Because of these issues, banks and government agencies do not rely solely on PDFs for security. Instead, they often use DRM systems, though these bring high costs and complexity.
The Paradox of Official Submissions
Banks, government offices, and corporations frequently require PDFs for document submission, citing compatibility and uniformity. But this creates a false sense of security.
- Easily Altered: Specialized tools allow modification of contract terms, financial figures, or even signature images.
- No Authenticity Guarantee: Without proper digital signatures, forged PDFs can pass as legitimate documents.
- The Illusion of Security: Institutions assume “PDF = safe,” yet it is one of the easiest formats to manipulate.
In reality, the reliance on PDFs for official documents has become a security liability, highlighting the need for digital signatures, conditional access, and cloud-based submission systems.

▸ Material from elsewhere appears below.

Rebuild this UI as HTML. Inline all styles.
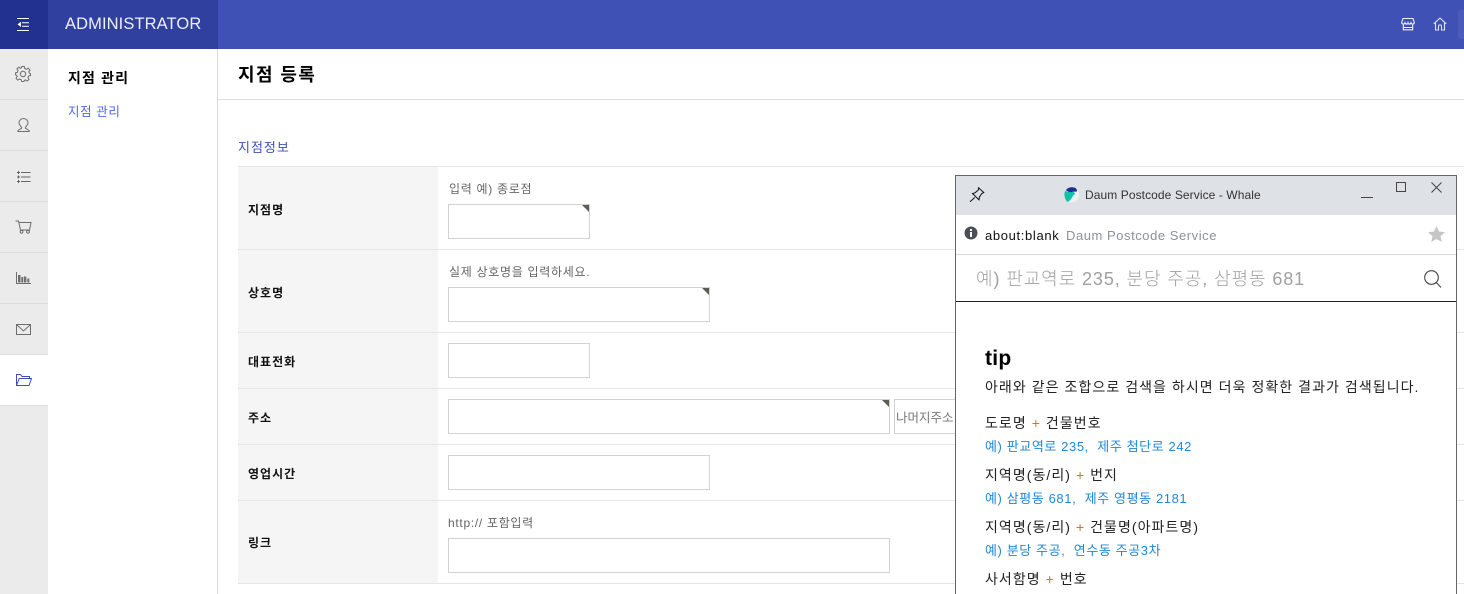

4. Alternatives and New Directions
- Cloud-Based Sharing
Platforms like Google Docs and Microsoft 365 manage access rights dynamically. Instead of distributing the file itself, they control access, reducing duplication and leaks. - Next-Generation Encryption
Beyond simple password locks, new methods embed viewing conditions (time, location, user authentication) directly into the document. Such conditional access is far stronger than traditional PDF protection. - Open Web Standards
HTML5 viewers and formats like ePub offer better searchability, responsive layouts, and accessibility. On mobile, they are lighter and more practical than PDFs. - Blockchain-Based Rights Management
Distributed identity (DID) and NFT-like systems allow ownership and authenticity to be verified, shifting focus from file distribution to proof of ownership.
5. Conclusion
PDFs remain the most widely used document format, but their security, copyright, and usability limitations are undeniable. The paradigm is shifting from “ensuring uniform display” to “conditional access, rights management, and leak prevention.”
The future likely lies not in PDFs alone, but in hybrid document environments combining cloud systems, encryption, and new formats.